Resistance of the recombinant cel7482 to ILs was evaluated. The purified enzyme was incubated with CMC at 37 °C for 30 min in 50 mM citrate–phosphate buffer (pH 7.0) in the presence of 20 % of [Emim]Cl, [Bmim]Cl or [Amim]Cl.

Final products of hydrolysis of CMC by the recombinant cellulases were determined by high performance anion exchange chromatography (HPAEC) on a Dionex ICS5000 system equipped with a pulsed amperometric detector and a CarboPac PA200 column (Dionex). The column was equilibrated with 100 mM NaOH and elution was performed at a column temperature of 30 °C using a linear gradient of 0.02–0.5 M NaOH at a flow rate of 0.45 ml/min in 25 min. The enzyme assay mixtures (10 μl) were withdrawn after 1 h of incubation and used for HPAEC analysis.

Structure modeling

The peptide sequences of cel7482 and cel3623 were submitted to the automated comparative protein modeling server SwissModel [2830] (http://swissmodel.expasy.org/) to build up the 3D structures using the crystal structure of a family 5 endoglucanase (PDB: 1ceo) [31] as modeling template. The 3D structure of cel36 was generated using the crystal structure of endo-1,4-β-glucanase from Bacillus subtilis 168 (PDB: 3pzt) [32] as modeling template. CLUSTALW software was used to align the peptide sequences (http://www.ebi.ac.uk/Tools/msa/clustalw2/). 3D figures were created with PyMOL (http://www.pymol.org/).

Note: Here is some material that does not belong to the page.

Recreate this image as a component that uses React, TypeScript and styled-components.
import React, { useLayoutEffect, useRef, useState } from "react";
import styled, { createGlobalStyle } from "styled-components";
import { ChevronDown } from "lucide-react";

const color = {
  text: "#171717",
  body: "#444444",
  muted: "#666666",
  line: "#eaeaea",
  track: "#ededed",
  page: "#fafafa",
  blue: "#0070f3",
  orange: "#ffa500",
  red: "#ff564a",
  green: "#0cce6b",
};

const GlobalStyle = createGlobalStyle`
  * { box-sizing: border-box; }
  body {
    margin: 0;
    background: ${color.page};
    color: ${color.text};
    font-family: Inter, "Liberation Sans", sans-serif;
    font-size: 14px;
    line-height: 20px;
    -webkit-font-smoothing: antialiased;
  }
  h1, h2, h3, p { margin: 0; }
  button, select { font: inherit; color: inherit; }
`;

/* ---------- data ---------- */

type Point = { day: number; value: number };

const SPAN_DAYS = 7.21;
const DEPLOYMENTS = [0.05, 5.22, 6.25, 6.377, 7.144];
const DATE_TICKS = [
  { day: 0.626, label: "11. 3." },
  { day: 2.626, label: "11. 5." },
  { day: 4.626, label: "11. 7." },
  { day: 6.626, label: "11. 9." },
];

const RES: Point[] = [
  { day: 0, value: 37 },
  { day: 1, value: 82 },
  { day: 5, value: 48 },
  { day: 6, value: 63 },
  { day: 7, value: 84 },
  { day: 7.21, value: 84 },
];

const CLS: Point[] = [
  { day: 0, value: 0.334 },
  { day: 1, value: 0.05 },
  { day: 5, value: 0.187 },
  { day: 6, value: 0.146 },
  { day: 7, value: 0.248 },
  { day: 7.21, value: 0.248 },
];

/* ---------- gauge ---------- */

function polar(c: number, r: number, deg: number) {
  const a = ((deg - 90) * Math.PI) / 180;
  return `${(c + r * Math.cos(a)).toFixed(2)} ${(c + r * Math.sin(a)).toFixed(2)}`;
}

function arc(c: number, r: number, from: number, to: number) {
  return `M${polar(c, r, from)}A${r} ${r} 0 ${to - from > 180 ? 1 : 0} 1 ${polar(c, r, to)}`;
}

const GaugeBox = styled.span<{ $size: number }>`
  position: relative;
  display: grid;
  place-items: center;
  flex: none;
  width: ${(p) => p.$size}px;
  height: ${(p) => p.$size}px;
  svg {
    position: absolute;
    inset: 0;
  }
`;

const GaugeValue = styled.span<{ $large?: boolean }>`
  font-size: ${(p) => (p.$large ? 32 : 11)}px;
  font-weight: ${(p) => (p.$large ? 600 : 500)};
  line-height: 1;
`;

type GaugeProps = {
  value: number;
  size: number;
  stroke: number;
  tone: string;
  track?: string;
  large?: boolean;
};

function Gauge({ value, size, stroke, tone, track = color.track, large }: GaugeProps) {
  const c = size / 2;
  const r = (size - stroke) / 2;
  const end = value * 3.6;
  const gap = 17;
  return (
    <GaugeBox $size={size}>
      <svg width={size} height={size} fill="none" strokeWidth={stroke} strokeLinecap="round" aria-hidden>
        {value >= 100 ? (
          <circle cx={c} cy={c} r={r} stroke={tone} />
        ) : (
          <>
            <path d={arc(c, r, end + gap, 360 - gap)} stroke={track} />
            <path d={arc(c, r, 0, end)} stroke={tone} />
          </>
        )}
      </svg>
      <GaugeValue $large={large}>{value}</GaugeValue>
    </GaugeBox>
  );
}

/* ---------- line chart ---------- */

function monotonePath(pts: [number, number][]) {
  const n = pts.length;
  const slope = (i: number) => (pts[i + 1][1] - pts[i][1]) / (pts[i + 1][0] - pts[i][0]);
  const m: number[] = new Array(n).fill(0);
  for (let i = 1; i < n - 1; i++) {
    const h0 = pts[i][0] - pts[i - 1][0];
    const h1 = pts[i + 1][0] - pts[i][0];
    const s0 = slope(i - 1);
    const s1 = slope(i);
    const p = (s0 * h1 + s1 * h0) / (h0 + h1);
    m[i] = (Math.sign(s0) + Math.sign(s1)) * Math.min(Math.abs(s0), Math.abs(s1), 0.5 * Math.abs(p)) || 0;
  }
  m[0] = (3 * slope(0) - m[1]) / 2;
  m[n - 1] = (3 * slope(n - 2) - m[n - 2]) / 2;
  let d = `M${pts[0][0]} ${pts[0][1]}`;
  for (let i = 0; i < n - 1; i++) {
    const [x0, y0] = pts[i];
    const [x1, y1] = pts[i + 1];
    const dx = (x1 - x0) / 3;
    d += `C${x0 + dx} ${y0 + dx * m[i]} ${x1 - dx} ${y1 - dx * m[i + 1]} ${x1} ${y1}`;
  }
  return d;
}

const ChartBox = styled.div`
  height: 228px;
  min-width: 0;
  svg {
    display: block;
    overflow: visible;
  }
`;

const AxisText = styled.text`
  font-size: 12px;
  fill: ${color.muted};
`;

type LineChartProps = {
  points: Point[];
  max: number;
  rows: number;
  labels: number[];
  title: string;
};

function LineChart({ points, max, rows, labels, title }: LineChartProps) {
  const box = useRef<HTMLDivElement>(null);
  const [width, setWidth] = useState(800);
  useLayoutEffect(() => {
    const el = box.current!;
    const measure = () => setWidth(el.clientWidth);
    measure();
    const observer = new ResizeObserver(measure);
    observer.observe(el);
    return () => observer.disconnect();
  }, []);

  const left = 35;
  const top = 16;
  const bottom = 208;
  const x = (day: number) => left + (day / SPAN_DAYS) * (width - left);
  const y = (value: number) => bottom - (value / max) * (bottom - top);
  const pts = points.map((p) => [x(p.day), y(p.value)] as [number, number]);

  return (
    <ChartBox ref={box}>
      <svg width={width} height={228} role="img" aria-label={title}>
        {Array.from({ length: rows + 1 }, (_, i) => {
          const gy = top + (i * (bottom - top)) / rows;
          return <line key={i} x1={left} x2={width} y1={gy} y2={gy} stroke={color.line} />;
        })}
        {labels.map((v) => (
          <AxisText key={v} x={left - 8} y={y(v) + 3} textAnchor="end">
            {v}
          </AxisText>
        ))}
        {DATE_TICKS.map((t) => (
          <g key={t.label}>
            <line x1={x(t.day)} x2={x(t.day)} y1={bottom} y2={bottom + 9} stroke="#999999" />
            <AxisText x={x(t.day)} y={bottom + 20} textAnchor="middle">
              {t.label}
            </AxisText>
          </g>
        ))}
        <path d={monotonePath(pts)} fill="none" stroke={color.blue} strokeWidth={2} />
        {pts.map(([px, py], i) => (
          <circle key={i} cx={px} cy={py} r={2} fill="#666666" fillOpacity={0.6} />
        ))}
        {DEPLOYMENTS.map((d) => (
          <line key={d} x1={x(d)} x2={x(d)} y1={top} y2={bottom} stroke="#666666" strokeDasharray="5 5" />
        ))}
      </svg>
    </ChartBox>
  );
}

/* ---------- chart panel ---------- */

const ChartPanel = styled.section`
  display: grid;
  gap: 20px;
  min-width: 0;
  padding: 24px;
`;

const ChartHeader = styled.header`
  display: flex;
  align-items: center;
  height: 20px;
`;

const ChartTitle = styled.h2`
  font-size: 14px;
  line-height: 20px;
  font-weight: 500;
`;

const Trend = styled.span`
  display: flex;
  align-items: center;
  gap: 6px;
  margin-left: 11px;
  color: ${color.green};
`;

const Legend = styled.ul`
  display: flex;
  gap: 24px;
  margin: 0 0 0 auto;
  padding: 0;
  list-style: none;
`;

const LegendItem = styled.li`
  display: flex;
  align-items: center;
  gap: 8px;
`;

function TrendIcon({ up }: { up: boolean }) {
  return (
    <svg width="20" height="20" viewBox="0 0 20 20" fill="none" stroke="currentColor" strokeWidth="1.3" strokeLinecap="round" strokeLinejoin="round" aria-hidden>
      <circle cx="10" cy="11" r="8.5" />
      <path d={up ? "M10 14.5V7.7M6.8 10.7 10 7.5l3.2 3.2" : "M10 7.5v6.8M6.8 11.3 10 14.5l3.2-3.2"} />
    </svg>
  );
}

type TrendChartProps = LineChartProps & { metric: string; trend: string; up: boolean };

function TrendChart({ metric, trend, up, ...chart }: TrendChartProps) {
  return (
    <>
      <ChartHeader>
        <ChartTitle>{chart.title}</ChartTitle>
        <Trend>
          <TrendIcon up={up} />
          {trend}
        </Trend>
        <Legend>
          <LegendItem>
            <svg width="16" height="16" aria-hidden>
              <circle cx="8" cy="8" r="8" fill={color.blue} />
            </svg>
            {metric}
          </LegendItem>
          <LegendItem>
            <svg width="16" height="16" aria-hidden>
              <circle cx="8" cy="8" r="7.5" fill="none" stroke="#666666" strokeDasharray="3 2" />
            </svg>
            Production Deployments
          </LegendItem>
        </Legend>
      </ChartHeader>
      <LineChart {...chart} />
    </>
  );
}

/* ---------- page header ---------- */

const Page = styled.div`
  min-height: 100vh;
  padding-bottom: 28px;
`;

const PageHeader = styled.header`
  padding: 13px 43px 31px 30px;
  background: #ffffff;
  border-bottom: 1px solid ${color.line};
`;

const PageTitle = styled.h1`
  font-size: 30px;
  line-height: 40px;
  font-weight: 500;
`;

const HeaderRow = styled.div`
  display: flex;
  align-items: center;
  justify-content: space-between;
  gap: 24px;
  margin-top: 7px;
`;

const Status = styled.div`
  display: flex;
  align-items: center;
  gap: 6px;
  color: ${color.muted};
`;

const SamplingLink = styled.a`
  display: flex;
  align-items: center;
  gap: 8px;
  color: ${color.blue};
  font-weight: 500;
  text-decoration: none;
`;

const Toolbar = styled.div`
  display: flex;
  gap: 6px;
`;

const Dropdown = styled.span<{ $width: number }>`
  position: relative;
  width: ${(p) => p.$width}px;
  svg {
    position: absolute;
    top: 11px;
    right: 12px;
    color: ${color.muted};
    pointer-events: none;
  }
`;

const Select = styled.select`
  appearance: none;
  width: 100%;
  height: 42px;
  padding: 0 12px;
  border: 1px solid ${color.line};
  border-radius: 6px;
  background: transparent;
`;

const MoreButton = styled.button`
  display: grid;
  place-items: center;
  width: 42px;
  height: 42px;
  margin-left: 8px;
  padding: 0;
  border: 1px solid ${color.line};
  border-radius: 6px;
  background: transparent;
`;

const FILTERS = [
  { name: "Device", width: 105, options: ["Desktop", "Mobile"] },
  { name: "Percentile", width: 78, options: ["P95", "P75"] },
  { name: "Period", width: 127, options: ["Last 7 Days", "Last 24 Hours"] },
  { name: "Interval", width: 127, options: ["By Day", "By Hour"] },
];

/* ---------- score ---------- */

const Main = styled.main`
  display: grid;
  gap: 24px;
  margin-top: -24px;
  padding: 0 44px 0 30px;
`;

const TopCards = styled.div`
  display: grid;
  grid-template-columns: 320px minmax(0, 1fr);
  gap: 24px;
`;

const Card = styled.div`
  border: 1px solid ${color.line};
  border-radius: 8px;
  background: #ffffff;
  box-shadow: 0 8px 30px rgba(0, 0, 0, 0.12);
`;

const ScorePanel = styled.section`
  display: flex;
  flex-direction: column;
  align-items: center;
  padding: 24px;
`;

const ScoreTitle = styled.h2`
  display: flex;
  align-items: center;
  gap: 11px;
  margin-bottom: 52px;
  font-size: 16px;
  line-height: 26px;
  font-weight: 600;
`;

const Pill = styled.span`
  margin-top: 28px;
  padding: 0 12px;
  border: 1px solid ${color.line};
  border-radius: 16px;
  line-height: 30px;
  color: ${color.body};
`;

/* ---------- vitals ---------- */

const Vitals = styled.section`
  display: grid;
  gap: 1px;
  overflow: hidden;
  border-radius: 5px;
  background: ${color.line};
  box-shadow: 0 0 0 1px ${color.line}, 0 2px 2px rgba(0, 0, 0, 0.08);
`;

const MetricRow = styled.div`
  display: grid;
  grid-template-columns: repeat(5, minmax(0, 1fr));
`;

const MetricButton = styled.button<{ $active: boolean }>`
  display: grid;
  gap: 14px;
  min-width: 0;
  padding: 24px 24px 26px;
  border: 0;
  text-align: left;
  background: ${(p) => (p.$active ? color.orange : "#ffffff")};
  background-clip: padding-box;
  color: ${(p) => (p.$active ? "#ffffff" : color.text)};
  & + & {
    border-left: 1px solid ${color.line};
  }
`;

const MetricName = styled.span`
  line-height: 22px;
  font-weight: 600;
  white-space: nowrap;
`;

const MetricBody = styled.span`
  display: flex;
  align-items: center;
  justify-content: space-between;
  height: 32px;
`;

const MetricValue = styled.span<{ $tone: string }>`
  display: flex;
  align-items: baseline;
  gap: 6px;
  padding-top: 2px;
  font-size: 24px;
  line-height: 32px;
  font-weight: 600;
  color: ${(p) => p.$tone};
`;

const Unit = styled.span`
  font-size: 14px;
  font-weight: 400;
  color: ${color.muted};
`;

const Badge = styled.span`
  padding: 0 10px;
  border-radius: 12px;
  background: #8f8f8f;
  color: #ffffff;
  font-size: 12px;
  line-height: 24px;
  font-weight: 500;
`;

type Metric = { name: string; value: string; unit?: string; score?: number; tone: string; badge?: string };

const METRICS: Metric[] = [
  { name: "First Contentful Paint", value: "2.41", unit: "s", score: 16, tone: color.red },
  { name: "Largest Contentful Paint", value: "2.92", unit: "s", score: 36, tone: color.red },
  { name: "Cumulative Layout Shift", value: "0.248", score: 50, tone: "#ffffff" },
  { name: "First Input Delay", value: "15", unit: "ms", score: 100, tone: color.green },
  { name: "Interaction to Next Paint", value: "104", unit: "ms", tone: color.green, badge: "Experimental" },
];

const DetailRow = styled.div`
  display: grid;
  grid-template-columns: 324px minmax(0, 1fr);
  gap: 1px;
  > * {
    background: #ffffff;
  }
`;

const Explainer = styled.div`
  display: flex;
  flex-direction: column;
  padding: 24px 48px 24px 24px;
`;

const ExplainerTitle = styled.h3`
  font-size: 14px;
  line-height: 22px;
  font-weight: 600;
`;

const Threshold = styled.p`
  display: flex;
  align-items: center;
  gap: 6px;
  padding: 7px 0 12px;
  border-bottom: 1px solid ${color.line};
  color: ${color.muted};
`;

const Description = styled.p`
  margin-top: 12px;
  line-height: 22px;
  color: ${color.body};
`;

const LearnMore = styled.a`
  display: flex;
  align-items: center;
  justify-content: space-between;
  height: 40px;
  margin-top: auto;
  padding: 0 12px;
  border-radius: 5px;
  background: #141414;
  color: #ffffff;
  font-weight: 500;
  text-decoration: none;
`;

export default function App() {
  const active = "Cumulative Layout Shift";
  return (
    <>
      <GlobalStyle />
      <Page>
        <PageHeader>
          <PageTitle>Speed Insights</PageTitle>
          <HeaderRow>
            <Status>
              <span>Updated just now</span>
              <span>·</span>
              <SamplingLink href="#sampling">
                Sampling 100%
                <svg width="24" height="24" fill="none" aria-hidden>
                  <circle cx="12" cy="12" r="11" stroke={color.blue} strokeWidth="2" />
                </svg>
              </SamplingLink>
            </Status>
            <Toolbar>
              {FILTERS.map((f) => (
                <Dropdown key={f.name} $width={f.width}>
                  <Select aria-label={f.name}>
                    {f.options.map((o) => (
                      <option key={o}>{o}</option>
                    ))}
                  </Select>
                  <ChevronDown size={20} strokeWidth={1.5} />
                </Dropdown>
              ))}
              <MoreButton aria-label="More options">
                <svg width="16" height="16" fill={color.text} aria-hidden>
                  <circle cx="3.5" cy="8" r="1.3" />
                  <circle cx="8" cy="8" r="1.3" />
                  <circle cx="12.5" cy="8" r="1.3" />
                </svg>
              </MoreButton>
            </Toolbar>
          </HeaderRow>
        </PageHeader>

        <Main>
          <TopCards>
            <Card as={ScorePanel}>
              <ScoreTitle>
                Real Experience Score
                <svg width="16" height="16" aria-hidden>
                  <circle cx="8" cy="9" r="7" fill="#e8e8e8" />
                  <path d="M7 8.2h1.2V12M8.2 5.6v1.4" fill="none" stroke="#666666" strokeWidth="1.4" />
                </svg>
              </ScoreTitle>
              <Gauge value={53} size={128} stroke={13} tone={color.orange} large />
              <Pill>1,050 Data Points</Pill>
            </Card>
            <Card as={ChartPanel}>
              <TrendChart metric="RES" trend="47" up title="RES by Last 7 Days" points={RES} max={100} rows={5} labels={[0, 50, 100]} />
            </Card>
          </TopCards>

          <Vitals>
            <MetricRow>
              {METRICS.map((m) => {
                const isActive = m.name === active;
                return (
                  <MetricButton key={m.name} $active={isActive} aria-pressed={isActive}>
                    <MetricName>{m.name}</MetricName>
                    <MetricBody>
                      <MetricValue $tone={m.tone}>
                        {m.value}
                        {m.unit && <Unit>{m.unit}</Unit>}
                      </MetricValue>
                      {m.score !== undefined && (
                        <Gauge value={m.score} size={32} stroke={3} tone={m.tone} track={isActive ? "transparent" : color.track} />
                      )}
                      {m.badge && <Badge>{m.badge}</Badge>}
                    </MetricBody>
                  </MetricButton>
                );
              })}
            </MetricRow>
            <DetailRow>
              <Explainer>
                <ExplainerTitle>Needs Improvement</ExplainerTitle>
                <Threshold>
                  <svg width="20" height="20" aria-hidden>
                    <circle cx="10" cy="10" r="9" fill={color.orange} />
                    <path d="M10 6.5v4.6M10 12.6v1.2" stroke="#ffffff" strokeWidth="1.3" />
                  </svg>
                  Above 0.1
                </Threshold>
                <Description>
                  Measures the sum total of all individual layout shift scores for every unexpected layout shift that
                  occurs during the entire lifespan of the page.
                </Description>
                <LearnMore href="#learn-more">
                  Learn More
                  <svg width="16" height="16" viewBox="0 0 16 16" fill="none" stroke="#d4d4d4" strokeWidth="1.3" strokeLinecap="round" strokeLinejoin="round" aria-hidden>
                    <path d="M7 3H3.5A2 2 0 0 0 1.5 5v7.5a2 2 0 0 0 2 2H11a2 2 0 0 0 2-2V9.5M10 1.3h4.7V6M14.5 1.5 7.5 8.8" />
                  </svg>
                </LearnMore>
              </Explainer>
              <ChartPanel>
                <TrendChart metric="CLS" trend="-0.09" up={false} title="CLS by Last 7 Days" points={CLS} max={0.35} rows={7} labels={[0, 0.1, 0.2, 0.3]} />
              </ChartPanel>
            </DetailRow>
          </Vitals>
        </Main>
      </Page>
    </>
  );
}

Construction of recombinant B. subtilis 168 for secretory expression of cel7482

The nucleotide sequence encoding the twin-arginine signal peptide of B. subtilis YwbN [33] and codon-optimized cel7482 was chemically synthesized by BGI Inc., Beijing, China. The synthetic sequence was digested with KpnI and SphI and subcloned into similarly digested pWH1520, an E. coli-B. subtilis shuttle vector, to create the secretory expression vector, pWYC7. Transformation of plasmid into B. subtilis 168 was carried out using the high-osmolarity electroporation method [34]. When B. subtilis cultures reached an OD600 of 0.6, 0.5 % xylose was added to induce expression of YwbN-cel7482 fusion protein. After induction for 24 h at 37 °C, cells and culture supernatant were separated by centrifugation and used for cellulase activity assays.